The difference between an operational approach and a sales approach to transactions has much to do with the difference between Transaction costing and strategic costing.
Transaction costing is the costing associated with carrying out an economic exchange. Look at it this way. A company wants to buy a computer from a computer vendor. The buyer has a direct cost in the purchase, along with creation of a bay to house the computer. These are direct costs for it along with an indirect cost associated from its purchase department. The sum of the first and second form the transaction cost.
On the computer vendor’s side, there is a cost of product, delivery and service. These are direct costs. However there is another aspect related to the acquisition of the customer and its retention which probably may not be in the purview of the operations team.
This is where strategic costing comes in. Strategic costing looks at an incremental performance improvement including the customer dimension. Every transaction which is carried out with a customer has in it the root for another transaction. When a customer perceives a product or a service, his perception is based not only on its utility and cost but the overall experience including the acquisition of the product or service.
So second, third and other consecutive sales are a product of the overall experience of the first sale. This is where incremental performance comes in. In the case of the computer vendor and the buyer the operational approach would be to look at the cost of carrying out the transaction only on the basis of the present balance sheet approach. The approach of the sales would be to view each sale as a precursor to another sale. The advantage in such a sale is that it would come at a much lower acquisition cost and impact future balance sheets also.

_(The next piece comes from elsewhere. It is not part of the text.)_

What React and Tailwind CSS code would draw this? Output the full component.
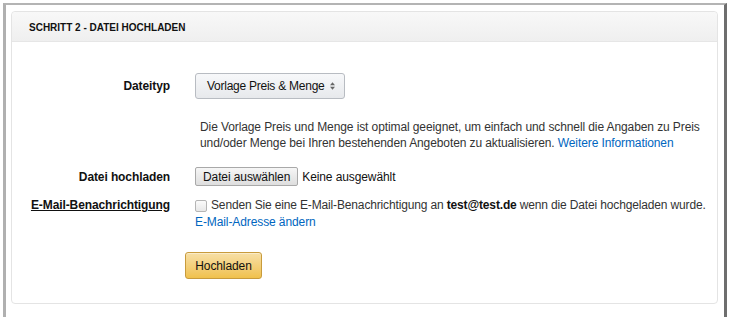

Of course there are risks associated with transaction costs running out of control for an indeterminate future and this lies at the root of the eternal conflict between operations and sales. At what point do you cease to incur costs in carrying out transactions? How do you reconcile between the two approaches?
Do you look at transferring some notional costs towards marketing costs, to maintain a balance in transactions? Whatever needs to be done, a balance is needed between toady’s balance sheet and tomorrow’s. You cannot have cost effective operations coming at the cost of customer satisfaction which will effect your future.
At the end what needs to be remembered is that we should not just visualize a future but enable it.
2 comments:
good one....the same approach can be applied to multiple aspects of our lives really - at home at work in life!
Ideally both sales and operations should work closely with parity and should have equal stake and transparency in over all delivery. From customer point of view its overall experience that matters and after the sales if operational support is missing then it will impact future business with the customer.
In short sales works towards getting the new customer and Operations should works in retaining the existing customers. And for reconciliation on differences both should focus on business dynamics to constantly upgrade their business model.